The form and emotion throughout reminded me distinct of Annie Ernaux, particular her writing in Exteriors (in which she collects many little scraps from a diary observing life around her) and Simple Passion (in which she writes about love’s intense hold on one’s throat). Like Ernaux, Guibert writes a form of autofiction which I take to mean the broad strokes are realistic with some changes, though I am not educated on this and that might not be so. It doesn’t matter. In both Guibert’s and Ernaux’s case, the writing is so true that whether it is real does not matter.

I read this little text in one sitting in the middle of the night on a Friday. Bowled me over. Guibert perfectly captures how even the smallest interactions can elevate the lover into the stratosphere and just as easily make them feel as though they are a walking gash upon the earth. In one part, he even hints at jealousy of the street itself: “He kissed me a second time, his mouth was dry, he drenched me with saliva, his precious commodity, what he spits on the street” (page 28).

There is also some interesting vocabulary, such that (like with Ernaux) I would love to read these in French and think about it: “Writing about him is an appeasement” (page 53). Appeasement is such an interesting word, I almost only hear it in the primary usage, so I went looking at Merriam-Webster. It is one of those annoying words that has a bit of a circular definition (such that I browsed around in other dictionaries, but they all have this issue):

appeasement
1: The act or action of appeasing someone or something
especially: a policy of appeasing an enemy or potential aggressor by making concessions
2: the state of being satisfied

appease
1: the act or action of appeasing someone or something
especially: a policy of appeasing an enemy or potential aggressor by making concessions
2: the state of being satisfied

It all comes down to, being satisfied. But who is satisfied by Guibert writing about Vincent? Vincent? Guibert? It feels like Guibert, especially given Vincent’s few reactions to Guibert’s other writing in which he is featured. I kind of like that, the idea that writing about Vincent is something Guibert finds appeasing, such a strange word.
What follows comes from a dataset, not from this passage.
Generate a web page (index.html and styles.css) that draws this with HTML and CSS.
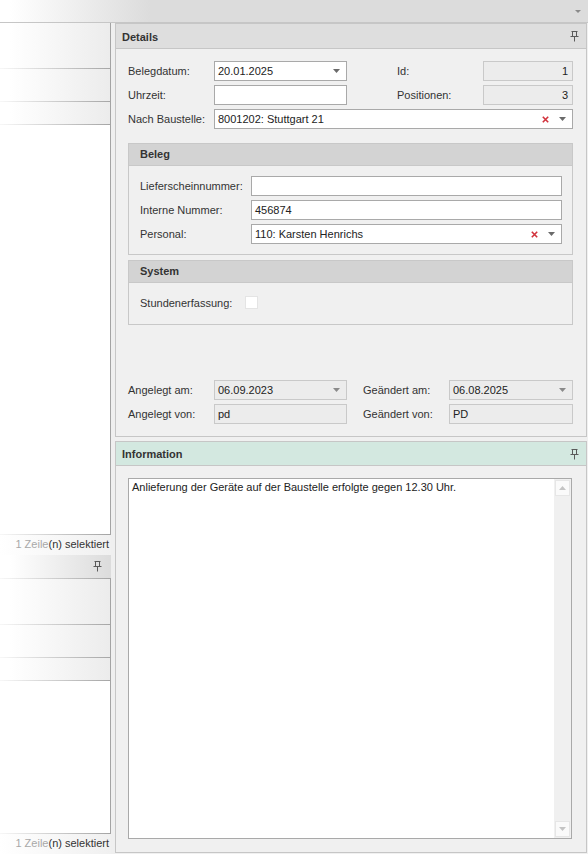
FILE: index.html
```html
<!DOCTYPE html>
<html lang="de">
<head>
    <meta charset="UTF-8">
    <meta name="viewport" content="width=device-width, initial-scale=1.0">
    <title>Lieferschein Details</title>
    <link rel="stylesheet" href="styles.css">
</head>
<body>
    <div class="topbar">
        <svg class="topbar-arrow" width="6" height="3" viewBox="0 0 6 3"><path d="M0 0h6L3 3z" fill="#8a8a8a"/></svg>
    </div>

    <div class="main">
        <!-- linke Listen -->
        <div class="left">
            <div class="grid-box grid-top">
                <div class="lrow lrow-1"></div>
                <div class="lrow lrow-2"></div>
                <div class="lrow lrow-3"></div>
            </div>
            <div class="status"><span class="faint">1 Zeile</span>(n) selektiert</div>
            <div class="lheader">
                <svg class="pin" width="9" height="11" viewBox="0 0 9 11"><path d="M1.5 0.5h6M2.5 0.5v5M6.5 0.5v5M0.5 5.5h8M4.5 5.5v5" stroke="#5a5a5a" fill="none"/></svg>
            </div>
            <div class="grid-box grid-bottom">
                <div class="lrow lrow-1"></div>
                <div class="lrow lrow-2"></div>
                <div class="lrow lrow-3"></div>
            </div>
            <div class="status"><span class="faint">1 Zeile</span>(n) selektiert</div>
        </div>

        <div class="splitter"></div>

        <div class="right">
            <section class="panel details">
                <div class="panel-header">
                    <span>Details</span>
                    <svg class="pin" width="9" height="11" viewBox="0 0 9 11"><path d="M1.5 0.5h6M2.5 0.5v5M6.5 0.5v5M0.5 5.5h8M4.5 5.5v5" stroke="#5a5a5a" fill="none"/></svg>
                </div>
                <div class="panel-body details-body">
                    <div class="form-top">
                        <label>Belegdatum:</label>
                        <div class="field combo">
                            <span class="value">20.01.2025</span>
                            <svg class="arrow" width="7" height="4" viewBox="0 0 7 4"><path d="M0 0h7L3.5 4z" fill="#6a6a6a"/></svg>
                        </div>
                        <span></span>
                        <label>Id:</label>
                        <div class="field readonly num">1</div>

                        <label>Uhrzeit:</label>
                        <div class="field"></div>
                        <span></span>
                        <label>Positionen:</label>
                        <div class="field readonly num">3</div>

                        <label>Nach Baustelle:</label>
                        <div class="field combo wide">
                            <span class="value">8001202: Stuttgart 21</span>
                            <svg class="clear" width="7" height="7" viewBox="0 0 7 7"><path d="M0.8 0.8l5.4 5.4M6.2 0.8l-5.4 5.4" stroke="#d2323c" stroke-width="1.6"/></svg>
                            <svg class="arrow" width="7" height="4" viewBox="0 0 7 4"><path d="M0 0h7L3.5 4z" fill="#6a6a6a"/></svg>
                        </div>
                    </div>

                    <div class="group">
                        <div class="group-header">Beleg</div>
                        <div class="group-body form-group-grid">
                            <label>Lieferscheinnummer:</label>
                            <div class="field"></div>
                            <label>Interne Nummer:</label>
                            <div class="field">456874</div>
                            <label>Personal:</label>
                            <div class="field combo">
                                <span class="value">110: Karsten Henrichs</span>
                                <svg class="clear" width="7" height="7" viewBox="0 0 7 7"><path d="M0.8 0.8l5.4 5.4M6.2 0.8l-5.4 5.4" stroke="#d2323c" stroke-width="1.6"/></svg>
                                <svg class="arrow" width="7" height="4" viewBox="0 0 7 4"><path d="M0 0h7L3.5 4z" fill="#6a6a6a"/></svg>
                            </div>
                        </div>
                    </div>

                    <div class="group system">
                        <div class="group-header">System</div>
                        <div class="group-body check-row">
                            <label>Stundenerfassung:</label>
                            <span class="checkbox"></span>
                        </div>
                    </div>

                    <div class="form-bottom">
                        <label>Angelegt am:</label>
                        <div class="field combo readonly">
                            <span class="value">06.09.2023</span>
                            <svg class="arrow" width="7" height="4" viewBox="0 0 7 4"><path d="M0 0h7L3.5 4z" fill="#8a8a8a"/></svg>
                        </div>
                        <span></span>
                        <label>Geändert am:</label>
                        <div class="field combo readonly">
                            <span class="value">06.08.2025</span>
                            <svg class="arrow" width="7" height="4" viewBox="0 0 7 4"><path d="M0 0h7L3.5 4z" fill="#8a8a8a"/></svg>
                        </div>

                        <label>Angelegt von:</label>
                        <div class="field readonly">pd</div>
                        <span></span>
                        <label>Geändert von:</label>
                        <div class="field readonly">PD</div>
                    </div>
                </div>
            </section>

            <section class="panel info">
                <div class="panel-header info-header">
                    <span>Information</span>
                    <svg class="pin" width="9" height="11" viewBox="0 0 9 11"><path d="M1.5 0.5h6M2.5 0.5v5M6.5 0.5v5M0.5 5.5h8M4.5 5.5v5" stroke="#5a5a5a" fill="none"/></svg>
                </div>
                <div class="panel-body info-body">
                    <div class="memo">
                        <div class="memo-text">Anlieferung der Geräte auf der Baustelle erfolgte gegen 12.30 Uhr.</div>
                        <div class="scrollbar">
                            <div class="scroll-btn">
                                <svg width="7" height="4" viewBox="0 0 7 4"><path d="M0 4h7L3.5 0z" fill="#c4c4c4"/></svg>
                            </div>
                            <div class="scroll-track"></div>
                            <div class="scroll-btn">
                                <svg width="7" height="4" viewBox="0 0 7 4"><path d="M0 0h7L3.5 4z" fill="#c4c4c4"/></svg>
                            </div>
                        </div>
                    </div>
                </div>
            </section>
        </div>
    </div>
</body>
</html>
```

FILE: styles.css
```css
* {
    box-sizing: border-box;
}
body {
    margin: 0;
    width: 588px;
    height: 854px;
    overflow: hidden;
    background: #f0f0f0;
    font-family: "Liberation Sans", Arial, sans-serif;
    font-size: 11px;
    color: #333;
}
.topbar {
    height: 23px;
    background: linear-gradient(to right, #fff 0, #fff 10px, #dcdcdc 150px);
    border-bottom: 1px solid #c6c6c6;
    display: flex;
    justify-content: flex-end;
    align-items: center;
    padding-right: 7px;
}
.main {
    display: flex;
    height: 831px;
}

/* linke Spalte */
.left {
    width: 111px;
    display: flex;
    flex-direction: column;
    background: #fff;
}
.grid-box {
    background: #fff;
    border-right: 1px solid #a3a3a3;
    border-bottom: 1px solid;
    border-image: linear-gradient(to right, #f8f8f8, #a3a3a3) 1;
}
.grid-top {
    height: 512px;
}
.grid-bottom {
    height: 255px;
}
.lrow {
    background: linear-gradient(to right, #fff 0, #fff 10px, #ececec 110px);
    border-bottom: 1px solid;
    border-image: linear-gradient(to right, #f8f8f8, #a5a5a5) 1;
}
.lrow-1 { height: 46px; }
.lrow-2 { height: 33px; }
.lrow-3 { height: 23px; }
.status {
    height: 20px;
    line-height: 18px;
    text-align: right;
    padding-right: 2px;
    background: linear-gradient(to right, #fff, #f0f0f0);
    color: #333;
    white-space: nowrap;
}
.faint {
    color: #a8a8a8;
}
.lheader {
    height: 24px;
    display: flex;
    justify-content: flex-end;
    align-items: center;
    padding-right: 9px;
    background: linear-gradient(to right, #fff 0, #fff 10px, #dcdcdc 110px);
    border-bottom: 1px solid;
    border-image: linear-gradient(to right, #f8f8f8, #a3a3a3) 1;
}
.splitter {
    width: 4px;
    background: #efefef;
}

/* rechte Spalte */
.right {
    width: 472px;
    display: flex;
    flex-direction: column;
    gap: 4px;
}
.panel {
    border: 1px solid #c6c6c6;
    background: #f0f0f0;
    display: flex;
    flex-direction: column;
}
.details {
    height: 414px;
}
.info {
    height: 412px;
}
.panel-header {
    height: 25px;
    display: flex;
    align-items: center;
    justify-content: space-between;
    padding: 1px 7px 0 6px;
    background: #dedede;
    border-bottom: 1px solid #c6c6c6;
    font-weight: bold;
    color: #333;
}
.info-header {
    height: 24px;
    background: #d3e8e0;
}
.panel-body {
    flex: 1;
    display: flex;
    flex-direction: column;
    padding: 12px 13px 12px 12px;
}
label {
    color: #333;
    white-space: nowrap;
}

.form-top, .form-bottom {
    display: grid;
    grid-template-columns: 86px 133px 50px 86px 1fr;
    grid-auto-rows: 20px;
    row-gap: 4px;
    align-items: center;
}
.form-bottom {
    grid-template-columns: 86px 133px 16px 86px 1fr;
    margin-top: auto;
}
.field {
    height: 20px;
    line-height: 18px;
    border: 1px solid #a9a9a9;
    background: #fff;
    padding: 0 3px;
    color: #222;
    white-space: nowrap;
    overflow: hidden;
}
.field.readonly {
    background: #ececec;
    border-color: #c9c9c9;
}
.field.num {
    text-align: right;
    padding-right: 4px;
}
.field.wide {
    grid-column: 2 / 6;
}
.combo {
    display: flex;
    align-items: center;
}
.combo .value {
    flex: 1;
}
.combo .clear {
    margin-right: 10px;
}
.combo .arrow {
    margin-right: 3px;
}

.group {
    margin-top: 14px;
    border: 1px solid #c8c8c8;
}
.group.system {
    margin-top: 5px;
}
.group-header {
    height: 22px;
    line-height: 21px;
    padding-left: 11px;
    background: #d3d3d3;
    border-bottom: 1px solid #c8c8c8;
    font-weight: bold;
    color: #333;
}
.group-body {
    padding: 10px 10px 10px 11px;
}
.form-group-grid {
    display: grid;
    grid-template-columns: 111px 1fr;
    grid-auto-rows: 20px;
    row-gap: 4px;
    align-items: center;
}
.check-row {
    display: flex;
    align-items: center;
    height: 41px;
    padding-top: 0;
    padding-bottom: 2px;
}
.check-row label {
    width: 105px;
}
.checkbox {
    width: 13px;
    height: 13px;
    background: #fff;
    border: 1px solid #e4e4e4;
}

.info-body {
    padding: 12px 14px 13px 12px;
}
.memo {
    flex: 1;
    display: flex;
    border: 1px solid #a9a9a9;
    background: #fff;
}
.memo-text {
    flex: 1;
    padding: 1px 3px;
    color: #222;
    line-height: 14px;
}
.scrollbar {
    width: 17px;
    display: flex;
    flex-direction: column;
    background: #f0f0f0;
    padding: 1px;
}
.scroll-btn {
    height: 16px;
    display: flex;
    align-items: center;
    justify-content: center;
    background: #fafafa;
    border: 1px solid #e6e6e6;
}
.scroll-track {
    flex: 1;
}
```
The translator is Christine Pichini, and unfortunately there’s no translator’s note.

The first entry is Vincent’s death. The final entry is, I understand anyway, to be a sort of death for Guibert, “He said, I had decided not to love men any more, but you I really liked.”

Crushing.


Notes

Essentially all of the “he” pronouns in the notes refer to Vincent.

  • p18 (Introduction) - From The Mausoleum of Lovers (written long after Fou de Vincent appeared):
    Vincent has just called, the happiness I felt at hearing him was almost unbearable. Restored my confidence in both life and death, when just now both life and death seemed impossible for me. Then I told myself that the force of my love for Vincent had less force than the force of my illness.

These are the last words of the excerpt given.